As President Obama packs for China, I thought I’d show him a picture of how China is manipulating its currency.
Source: Federal Reserve: Yuan, Broad dollar index.
Graphic idea compliments of AAM.
The dollar stays flat against the Chinese Yuan, even as it loses value against other major currencies. The dollar is down to $1.50 per Euro, compared to $1.27 at this time last year (sorry to folks daydreaming about summer in Italy). It's down against the Canadian dollar, the Japanese yen and the entire "broad dollar index" tracked by the Federal Reserve. But the dollar is unchanged against the Chinese Yuan (unless one considers 6.836 to 6.827 a drop).
Everyone knows this is happening. Treasury Secretary Timothy Geithner even used the word “manipulating” with the Senate Finance Committee mere hours before it voted to recommend his confirmation.
The dollar exchange with China “defies the laws of monetary physics.” During this U.S.-led global recession, dollars aren’t worth as much as they once were. The natural physics of exchange makes U.S. goods relatively less expensive for others to buy, but makes foreign goods more expensive for Americans to buy. In a free market for currency, that would help bring accounts back into balance.

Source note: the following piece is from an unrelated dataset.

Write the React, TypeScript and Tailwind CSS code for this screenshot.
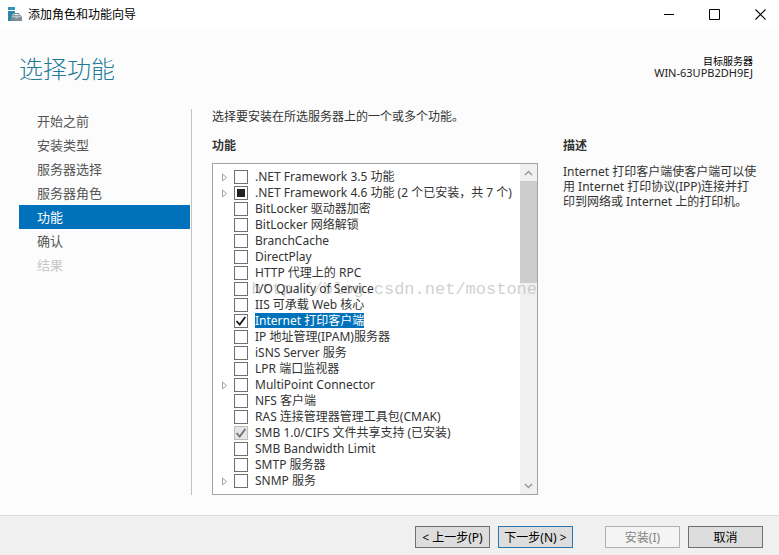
import { useEffect, useRef } from "react";

type Feature = {
  label: string;
  expandable?: boolean;
  checked?: boolean;
  partial?: boolean;
  installed?: boolean;
  selected?: boolean;
};

const steps = ["开始之前", "安装类型", "服务器选择", "服务器角色", "功能", "确认", "结果"];

const features: Feature[] = [
  { label: ".NET Framework 3.5 功能", expandable: true },
  { label: ".NET Framework 4.6 功能 (2 个已安装，共 7 个)", expandable: true, partial: true },
  { label: "BitLocker 驱动器加密" },
  { label: "BitLocker 网络解锁" },
  { label: "BranchCache" },
  { label: "DirectPlay" },
  { label: "HTTP 代理上的 RPC" },
  { label: "I/O Quality of Service" },
  { label: "IIS 可承载 Web 核心" },
  { label: "Internet 打印客户端", checked: true, selected: true },
  { label: "IP 地址管理(IPAM)服务器" },
  { label: "iSNS Server 服务" },
  { label: "LPR 端口监视器" },
  { label: "MultiPoint Connector", expandable: true },
  { label: "NFS 客户端" },
  { label: "RAS 连接管理器管理工具包(CMAK)" },
  { label: "SMB 1.0/CIFS 文件共享支持 (已安装)", checked: true, installed: true },
  { label: "SMB Bandwidth Limit" },
  { label: "SMTP 服务器" },
  { label: "SNMP 服务", expandable: true },
];

function WizardIcon() {
  return (
    <svg className="h-[15px] w-[15px]" viewBox="0 0 15 15" aria-hidden="true">
      <path d="M0 0h7v3H0z" fill="#2f93bd" />
      <path d="M0 4h7v1.5L4 8v6H0z" fill="#2a86ab" />
      <path d="M6 8V6.5h5V8" fill="none" stroke="#74858f" strokeWidth="1" />
      <path d="M4.5 8h8L14 10v4H3v-4z" fill="#7b8c96" />
      <path d="M4.8 8.8h7.4l1 1.4H9.5v1.3h-2v-1.3H3.8z" fill="#b9c5cb" />
    </svg>
  );
}

function FeatureRow({ feature, index }: { feature: Feature; index: number }) {
  const box = useRef<HTMLInputElement>(null);
  useEffect(() => {
    if (box.current) box.current.indeterminate = !!feature.partial;
  }, [feature.partial]);
  const id = `feature-${index}`;
  return (
    <li className="flex h-4 items-center">
      <span className="flex w-[21px] shrink-0 items-center pl-2">
        {feature.expandable && (
          <button type="button" aria-label={`展开 ${feature.label}`} className="block">
            <svg className="h-[9px] w-[7px]" viewBox="0 0 7 9" aria-hidden="true">
              <path d="M1.5 1v7L5.5 4.5z" fill="#fff" stroke="#a3a3a3" />
            </svg>
          </button>
        )}
      </span>
      <span className="grid size-[14px] shrink-0">
        <input
          ref={box}
          id={id}
          type="checkbox"
          defaultChecked={feature.checked}
          disabled={feature.installed}
          className="col-start-1 row-start-1 size-[14px] appearance-none border border-[#707070] bg-white disabled:border-[#bcbcbc] disabled:bg-[#e6e6e6]"
        />
        {(feature.checked || feature.partial) && (
          <svg className="pointer-events-none col-start-1 row-start-1 size-[14px]" viewBox="0 0 14 14" aria-hidden="true">
            {feature.partial ? (
              <path d="M3 3h8v8H3z" fill="#212121" />
            ) : (
              <path d="M2.5 7l3.2 3.5L11.3 3" fill="none" stroke={feature.installed ? "#707070" : "#1a1a1a"} strokeWidth="1.8" />
            )}
          </svg>
        )}
      </span>
      <label
        htmlFor={id}
        className={`ml-[7px] h-[15px] self-start whitespace-nowrap leading-4 ${feature.selected ? "bg-[#0072bc] text-white" : "text-[#333]"}`}
      >
        {feature.label}
      </label>
    </li>
  );
}

function ScrollBar() {
  return (
    <div className="flex w-[17px] shrink-0 flex-col bg-[#f0f0f0]">
      <button type="button" aria-label="向上滚动" className="flex h-[17px] items-center justify-center">
        <svg className="h-[6px] w-[9px]" viewBox="0 0 9 6" aria-hidden="true">
          <path d="M1 5l3.5-3.5L8 5" fill="none" stroke="#999" strokeWidth="1.5" />
        </svg>
      </button>
      <div className="h-[102px] bg-[#cdcdcd]" />
      <button type="button" aria-label="向下滚动" className="mt-auto flex h-[17px] items-center justify-center">
        <svg className="h-[6px] w-[9px]" viewBox="0 0 9 6" aria-hidden="true">
          <path d="M1 1l3.5 3.5L8 1" fill="none" stroke="#999" strokeWidth="1.5" />
        </svg>
      </button>
    </div>
  );
}

const windowButton = "flex h-[29px] w-[38px] items-center justify-center";
const buttonBase = "h-[22px] w-[75px] whitespace-nowrap border pt-px text-center leading-5";

export default function App() {
  return (
    <div className="flex min-h-screen flex-col bg-[#fcfcfc] font-['Noto_Sans','Noto_Sans_CJK_SC',sans-serif] text-xs text-[#333]">
      <header className="flex h-[29px] items-center bg-white pl-2 text-black">
        <WizardIcon />
        <span className="ml-[5px]">添加角色和功能向导</span>
        <div className="ml-auto flex gap-2">
          <button type="button" aria-label="最小化" className={windowButton}>
            <svg className="size-[11px]" viewBox="0 0 11 11" aria-hidden="true"><path d="M1 5.5h10" stroke="#000" /></svg>
          </button>
          <button type="button" aria-label="最大化" className={windowButton}>
            <svg className="size-[11px]" viewBox="0 0 11 11" aria-hidden="true"><path d="M.5.5h10v10H.5z" fill="none" stroke="#000" /></svg>
          </button>
          <button type="button" aria-label="关闭" className={windowButton}>
            <svg className="size-[11px]" viewBox="0 0 11 11" aria-hidden="true"><path d="M.5.5l10 10M10.5.5l-10 10" fill="none" stroke="#000" strokeWidth="1.1" /></svg>
          </button>
        </div>
      </header>

      <div className="flex h-20 items-center justify-between pl-[19px] pr-[26px]">
        <h1 className="text-2xl font-light text-[#1f7a99]">选择功能</h1>
        <div className="pb-1 text-right text-[#222]">
          <p className="text-[10px] leading-3 text-black">目标服务器</p>
          <p className="text-[11px] leading-3">WIN-63UPB2DH9EJ</p>
        </div>
      </div>

      <main className="flex grow pb-5 pl-[19px] pr-5">
        <nav className="w-[173px] shrink-0 border-r border-[#c3c3c3] pr-px text-[13px] text-[#555]">
          <ol>
            {steps.map((step) => (
              <li key={step}>
                <a
                  href="#step"
                  aria-current={step === "功能" ? "step" : undefined}
                  className={`block h-6 pl-[18px] leading-6 ${step === "功能" ? "bg-[#0072bc] text-white" : step === "结果" ? "text-[#c8c8c8]" : ""}`}
                >
                  {step}
                </a>
              </li>
            ))}
          </ol>
        </nav>

        <section className="ml-5 flex min-w-0 grow flex-col">
          <p className="h-[29px] whitespace-nowrap leading-[15px]">选择要安装在所选服务器上的一个或多个功能。</p>
          <h2 className="h-[25px] font-bold leading-[15px]">功能</h2>
          <div className="relative flex grow overflow-hidden border border-[#a3a3a3] bg-white">
            <span className="pointer-events-none absolute right-0 top-[116px] font-['Liberation_Mono',monospace] text-[17px] leading-5 text-[#bbb]/70">
              http://blog.csdn.net/mostone
            </span>
            <ul className="relative min-w-0 grow py-[5px]">
              {features.map((feature, index) => (
                <FeatureRow key={feature.label} feature={feature} index={index} />
              ))}
            </ul>
            <ScrollBar />
          </div>
        </section>

        <aside className="ml-[25px] w-[196px] shrink-0 pt-[29px]">
          <h2 className="h-[26px] font-bold leading-[15px]">描述</h2>
          <p className="leading-[15px]">
            Internet 打印客户端使客户端可以使用 Internet 打印协议(IPP)连接并打印到网络或 Internet 上的打印机。
          </p>
        </aside>
      </main>

      <footer className="flex h-10 items-start justify-end border-t border-[#dcdcdc] bg-[#f0f0f0] pr-4 pt-[10px] text-black">
        <button type="button" className={`${buttonBase} border-[#707070] bg-[#ddd]`}>{"< 上一步(P)"}</button>
        <button type="button" className={`${buttonBase} ml-2 border-[#2a76b0] bg-[#ddd]`}>{"下一步(N) >"}</button>
        <button type="button" disabled className={`${buttonBase} ml-8 border-[#adb2b5] bg-[#f4f4f4] text-[#838383]`}>安装(I)</button>
        <button type="button" className={`${buttonBase} ml-2 border-[#707070] bg-[#ddd]`}>取消</button>
      </footer>
    </div>
  );
}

But China treats those laws as optional. China’s deliberate policy of pegging the Yuan to the dollar makes American imports of Chinese goods artificially cheap and gives American companies opening factories in China an artificial subsidy. That’s good for China but bad for America, and helps explain our soaring trade imbalance with China. An extraordinary 83 percent of America’s non-oil trade deficit is with China. During the downturn, our trade deficit with other countries has been shrinking — but not with China.

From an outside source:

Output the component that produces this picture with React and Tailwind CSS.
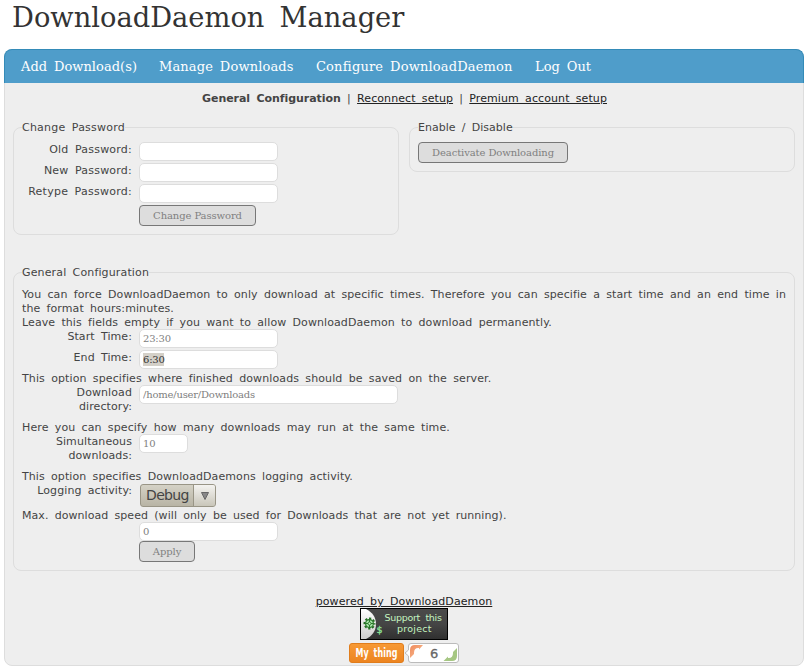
const field =
  "block h-[19px] rounded-[5px] border border-[#ddd] bg-white pl-[3px] pr-1 font-['DejaVu_Serif',serif] text-[10px] leading-[17px] tracking-[-0.2px] text-[#808080] outline-none";

function Field({ value = "", width = "w-[139px]" }) {
  return <input type="text" readOnly value={value} className={`${field} ${width}`} />;
}

function Button({ children, width }) {
  return (
    <button
      className={`block h-[21px] shrink-0 whitespace-nowrap rounded-[4px] border border-[#777] bg-[#ddd] text-center font-['DejaVu_Serif',serif] text-[10px] leading-[18px] tracking-[-0.1px] text-[#808080] [word-spacing:0px] ${width}`}
    >
      {children}
    </button>
  );
}

function Row({ label, height = "h-[21px]", labelClass = "", children }) {
  return (
    <div className={`flex items-start gap-[7px] ${height}`}>
      <label className={`w-[110px] shrink-0 pt-px text-right ${labelClass}`}>{label}</label>
      {children}
    </div>
  );
}

function Group({ title, className, legendClass = "", children }) {
  return (
    <fieldset className={`rounded-[8px] border border-[#ddd] px-2 ${className}`}>
      <legend className={`h-[14px] whitespace-nowrap leading-[16px] ${legendClass}`}>{title}</legend>
      {children}
    </fieldset>
  );
}

function Note({ children, height = "h-[14px]" }) {
  return <p className={`pt-px ${height}`}>{children}</p>;
}

function SupportBadge() {
  return (
    <svg width="88" height="32" viewBox="0 0 88 32" className="block">
      <defs>
        <linearGradient id="dark" x1="0" y1="0" x2="0" y2="1">
          <stop offset="0" stopColor="#4a4a4a" />
          <stop offset="0.5" stopColor="#454545" />
          <stop offset="1" stopColor="#303030" />
        </linearGradient>
        <linearGradient id="disc" x1="0" y1="0" x2="0" y2="1">
          <stop offset="0" stopColor="#fff" />
          <stop offset="1" stopColor="#ccc" />
        </linearGradient>
      </defs>
      <rect width="88" height="32" fill="#000" />
      <rect x="1" y="1" width="86" height="30" fill="url(#dark)" />
      <path d="M1 1h5C12 4 16 9 16 16S12 28 6 31H1z" fill="url(#disc)" />
      <g transform="translate(9.500 15.500)" fill="none">
        <circle r="5" stroke="#237023" strokeWidth="2" strokeDasharray="2.200 1.727" strokeDashoffset="1.100" />
        <circle r="3.900" stroke="#237023" strokeWidth="1.100" fill="#a9e8a9" />
        <path d="M-3.500 0h7M0-3.500v7" stroke="#237023" strokeWidth="0.900" />
        <circle r="1.500" fill="#c8f5c8" stroke="#237023" strokeWidth="0.900" />
      </g>
      <g fill="#c5f5c0" fontFamily="'DejaVu Sans', sans-serif">
        <text x="16.500" y="25" fontSize="9.500" fill="#8fe89a" stroke="#8fe89a" strokeWidth="0.300">$</text>
        <text x="24.500" y="13.300" fontSize="9.500" textLength="57.500">Support this</text>
        <text x="37" y="24.300" fontSize="9.500" textLength="34.500">project</text>
      </g>
    </svg>
  );
}

function FlattrBadge() {
  return (
    <svg width="110" height="20" viewBox="0 0 110 20" className="block">
      <defs>
        <linearGradient id="orange" x1="0" y1="0" x2="0" y2="1">
          <stop offset="0" stopColor="#f79a35" />
          <stop offset="1" stopColor="#ec8420" />
        </linearGradient>
        <linearGradient id="peach" x1="0" y1="0" x2="1" y2="1">
          <stop offset="0" stopColor="#f08a5d" />
          <stop offset="1" stopColor="#f8c193" />
        </linearGradient>
      </defs>
      <rect x="0.500" y="0.500" width="54" height="19" rx="2.500" fill="url(#orange)" stroke="#e07d1c" />
      <text
        x="6.500"
        y="14"
        fontSize="11.500"
        fontWeight="bold"
        fill="#fff"
        fontFamily="'DejaVu Sans Condensed', 'DejaVu Sans', sans-serif"
        textLength="42"
        lengthAdjust="spacingAndGlyphs"
      >
        My thing
      </text>
      <path
        d="M62 .5h45a2.500 2.500 0 0 1 2.500 2.500v14a2.500 2.500 0 0 1-2.500 2.500H62a2.500 2.500 0 0 1-2.500-2.500v-4L56 10l3.500-3V3A2.500 2.500 0 0 1 62 .5z"
        fill="#fff"
        stroke="#bbb"
      />
      <path d="M61 15V7q0-5 5-5h8l-4 4.500V5q-5-.5-5 5v1z" fill="url(#peach)" />
      <path d="M108 5v8q0 5-5 5h-8.500l4.500-4.500V15q5 .5 5-5V9z" fill="#a6c783" />
      <text x="81" y="15" fontSize="13" fill="#666" stroke="#666" strokeWidth="0.300" fontFamily="'DejaVu Sans', sans-serif">6</text>
    </svg>
  );
}

const menu = [
  { label: "Add Download(s)", width: "w-[138px] tracking-[0.04px]" },
  { label: "Manage Downloads", width: "w-[157px] tracking-[0.13px]" },
  { label: "Configure DownloadDaemon", width: "w-[219px] tracking-[0.16px]" },
  { label: "Log Out", width: "w-[80px] tracking-[0.05px]" },
];

export default function App() {
  return (
    <div className="h-[672px] w-[810px] overflow-hidden bg-white pl-1 font-['DejaVu_Sans',sans-serif] text-[11px] leading-[14px] tracking-[0.09px] text-[#444] [word-spacing:2.63px]">
      <h1 className="h-[49px] whitespace-nowrap pl-2 font-['DejaVu_Serif',serif] text-[27.3px] leading-[35px] tracking-normal text-[#333] [word-spacing:6.5px]">
        DownloadDaemon Manager
      </h1>
      <main className="h-[617px] w-[800px] rounded-[8px] border border-[#ddd] bg-[#eee]">
        <nav className="-mx-px -mt-px flex h-[34px] rounded-t-[8px] border border-b-0 border-[#348bb8] bg-[#4f9dca] pl-4 font-['DejaVu_Serif',serif] text-[13px] leading-[34px] text-white">
          {menu.map((m) => (
            <a key={m.label} className={`block whitespace-nowrap ${m.width}`}>
              {m.label}
            </a>
          ))}
        </nav>
        <div className="flex h-[37px] justify-center pt-[9px]">
          <div className="whitespace-nowrap pl-px">
            <b className="tracking-[-0.05px]">General Configuration</b> | <a className="text-[#222] underline">Reconnect setup</a> |{" "}
            <a className="text-[#222] underline">Premium account setup</a>
          </div>
        </div>
        <div className="flex h-[145px] items-start gap-[10px] pl-2">
          <Group title="Change Password" legendClass="tracking-[0.22px]" className="h-[115px] w-[386px]">
            <div className="pt-2">
              <Row labelClass="tracking-[0.22px]" label="Old Password:"><Field /></Row>
              <Row labelClass="tracking-[0.22px]" label="New Password:"><Field /></Row>
              <Row labelClass="tracking-[0.26px]" label="Retype Password:"><Field /></Row>
              <Row label=""><Button width="w-[117px]">Change Password</Button></Row>
            </div>
          </Group>
          <Group title="Enable / Disable" legendClass="tracking-[0.03px]" className="h-[52px] w-[386px]">
            <div className="pt-2">
              <Button width="w-[150px]">Deactivate Downloading</Button>
            </div>
          </Group>
        </div>
        <div className="h-[329px] pl-2">
          <Group title="General Configuration" legendClass="tracking-[0.14px]" className="h-[306px] w-[782px]">
            <div className="whitespace-nowrap pt-2">
              <Note height="h-[42px]">
                You can force DownloadDaemon to only download at specific times. Therefore you can specifie a start time and an end time in
                <br />
                the format hours:minutes.
                <br />
                Leave this fields empty if you want to allow DownloadDaemon to download permanently.
              </Note>
              <Row label="Start Time:"><Field value="23:30" /></Row>
              <Row label="End Time:">
                <div className={`${field} w-[139px]`}>
                  <span className="block h-[13px] w-[21px] translate-y-[2px] bg-[#d4d0c8] leading-[13px] text-[#333]">6:30</span>
                </div>
              </Row>
              <Note>
                <span className="tracking-[0.11px]">This option specifies where finished downloads should be saved on the server.</span>
              </Note>
              <Row height="h-[35px]" label={<>Download<br />directory:</>}>
                <Field value="/home/user/Downloads" width="w-[259px]" />
              </Row>
              <Note>
                <span className="tracking-[0.11px]">Here you can specify how many downloads may run at the same time.</span>
              </Note>
              <Row height="h-[35px]" label={<>Simultaneous<br />downloads:</>}>
                <Field value="10" width="w-[49px]" />
              </Row>
              <Note>This option specifies DownloadDaemons logging activity.</Note>
              <Row height="h-[25px]" label="Logging activity:">
                <div className="ml-px mt-px flex h-[23px] w-[76px] rounded-[3px] border border-[#999586] bg-linear-to-b from-[#d5d2c6] to-[#b8b4a5] text-[14px] leading-[21px] tracking-[-0.65px]">
                  <span className="w-[53px] border-r border-[#999586] pl-[5px]">Debug</span>
                  <span className="flex flex-1 items-center justify-center rounded-r-[2px] bg-linear-to-b from-[#f4f3f0] to-[#c9c6ba]">
                    <svg width="8" height="8" viewBox="0 0 8 8">
                      <path d="M.5.5h7L4 7.500z" fill="#888" stroke="#666" />
                    </svg>
                  </span>
                </div>
              </Row>
              <Note>
                <span className="tracking-[0.06px]">Max. download speed (will only be used for Downloads that are not yet running).</span>
              </Note>
              <Row height="h-[19px]" label=""><Field value="0" /></Row>
              <Row label=""><Button width="w-[56px]">Apply</Button></Row>
            </div>
          </Group>
        </div>
        <footer className="flex flex-col items-center">
          <a className="h-[14px] pt-px text-[#222] underline">powered by DownloadDaemon</a>
          <SupportBadge />
          <div className="mt-[3px]"><FlattrBadge /></div>
        </footer>
      </main>
    </div>
  );
}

The wheels of change are starting to turn. The Obama administration stood up to China when it imposed tariffs on Chinese tires and pipes dumped in the U.S. markets. The chattering class called it a trade war, but it’s not. It’s just applying the same rules of free trade that other countries respect, and that China agreed to when it entered the G-20 and was granted permanent normal trade relations with the US. Obama just blew the whistle.
The G-20 summit in Pittsburgh in September concluded with a joint statement to seek “more balanced growth as part of the global economic reconstruction.” The entire G-20 signed on — including China — but China’s name was in bold in the quest for “balance,” and everyone knew it.
Now America’s high level trip to Asia opens with a joint op-ed written by our own Timothy Geithner along with the finance ministers of Indonesia and Singapore. They repeat the goal of “strong and balanced growth” and expressly state that “Market-oriented exchange rates in line with economic fundamentals will be essential.”
China seems to be paying attention. In its third-quarter monetary policy report, the People's Bank of China suggested that it might consider other major currencies, not just the dollar, in guiding the exchange rate. That's not quite a free market float, but it's better than the dollar peg.
In the American heartland the issue isn’t exchange rates, of course. The issue is jobs. American workers can compete dollar for dollar against Chinese workers. They can’t compete dollars against manipulated Yuans.
America's economic future is intimately tied to China's. Let’s hope Barack Obama remembers who he’s working for.